=== RAW DATA ===
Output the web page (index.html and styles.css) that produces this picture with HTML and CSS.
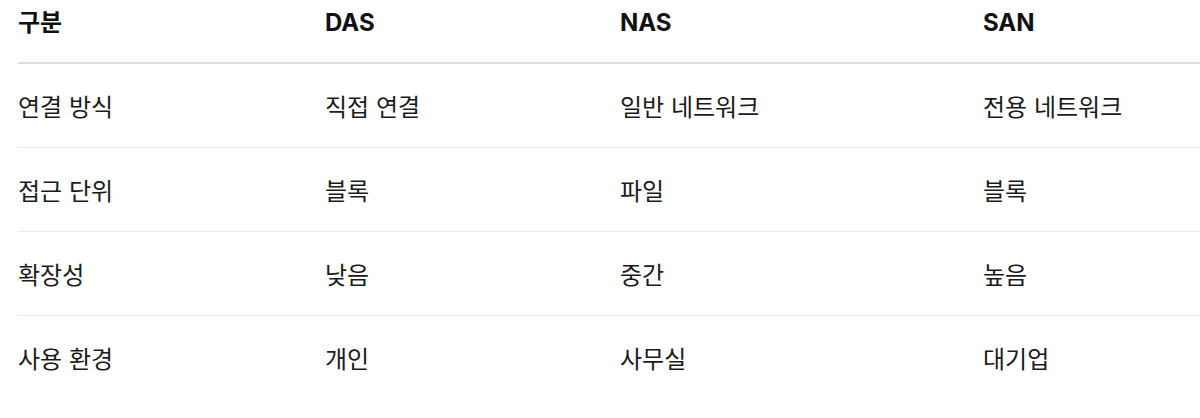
FILE: index.html
```html
<!DOCTYPE html>
<html lang="ko">
<head>
<meta charset="utf-8">
<link rel="stylesheet" href="styles.css">
</head>
<body>
<div class="wrap">
  <table class="cmp">
    <colgroup>
      <col class="c1"><col class="c2"><col class="c3"><col class="c4">
    </colgroup>
    <thead>
      <tr><th>구분</th><th>DAS</th><th>NAS</th><th>SAN</th></tr>
    </thead>
    <tbody>
      <tr><td>연결 방식</td><td>직접 연결</td><td>일반 네트워크</td><td>전용 네트워크</td></tr>
      <tr><td>접근 단위</td><td>블록</td><td>파일</td><td>블록</td></tr>
      <tr><td>확장성</td><td>낮음</td><td>중간</td><td>높음</td></tr>
      <tr><td>사용 환경</td><td>개인</td><td>사무실</td><td>대기업</td></tr>
    </tbody>
  </table>
</div>
</body>
</html>
```
FILE: styles.css
```css
html, body {
  margin: 0;
  padding: 0;
  background: #ffffff;
}
body {
  font-family: Inter, "Noto Sans CJK KR", sans-serif;
  color: #1a1a1a;
}
.wrap {
  padding-left: 18px;
  overflow: hidden;
}
.cmp {
  width: 1182px;
  border-collapse: collapse;
  table-layout: fixed;
  font-size: 24px;
  line-height: 36px;
}
.c1 { width: 307px; }
.c2 { width: 295px; }
.c3 { width: 363px; }
.cmp th {
  text-align: left;
  font-weight: 700;
  color: #111111;
  padding: 5px 0 21px 0;
  border-bottom: 2px solid #dedede;
}
.cmp td {
  padding: 26px 0 21px 0;
  font-weight: 400;
  border-bottom: 1px solid #ebebeb;
}
.cmp tbody tr:last-child td {
  border-bottom: none;
}
```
===
* _TASK REQUIREMENTS_:
Reproduce all of the material exactly, apart from the pictures.

* _EXERCISE RESPONSE_:
Output the web page (index.html and styles.css) that produces this picture with HTML and CSS.
FILE: index.html
```html
<!DOCTYPE html>
<html lang="ko">
<head>
<meta charset="utf-8">
<link rel="stylesheet" href="styles.css">
</head>
<body>
<div class="wrap">
  <table class="cmp">
    <colgroup>
      <col class="c1"><col class="c2"><col class="c3"><col class="c4">
    </colgroup>
    <thead>
      <tr><th>구분</th><th>DAS</th><th>NAS</th><th>SAN</th></tr>
    </thead>
    <tbody>
      <tr><td>연결 방식</td><td>직접 연결</td><td>일반 네트워크</td><td>전용 네트워크</td></tr>
      <tr><td>접근 단위</td><td>블록</td><td>파일</td><td>블록</td></tr>
      <tr><td>확장성</td><td>낮음</td><td>중간</td><td>높음</td></tr>
      <tr><td>사용 환경</td><td>개인</td><td>사무실</td><td>대기업</td></tr>
    </tbody>
  </table>
</div>
</body>
</html>
```
FILE: styles.css
```css
html, body {
  margin: 0;
  padding: 0;
  background: #ffffff;
}
body {
  font-family: Inter, "Noto Sans CJK KR", sans-serif;
  color: #1a1a1a;
}
.wrap {
  padding-left: 18px;
  overflow: hidden;
}
.cmp {
  width: 1182px;
  border-collapse: collapse;
  table-layout: fixed;
  font-size: 24px;
  line-height: 36px;
}
.c1 { width: 307px; }
.c2 { width: 295px; }
.c3 { width: 363px; }
.cmp th {
  text-align: left;
  font-weight: 700;
  color: #111111;
  padding: 5px 0 21px 0;
  border-bottom: 2px solid #dedede;
}
.cmp td {
  padding: 26px 0 21px 0;
  font-weight: 400;
  border-bottom: 1px solid #ebebeb;
}
.cmp tbody tr:last-child td {
  border-bottom: none;
}
```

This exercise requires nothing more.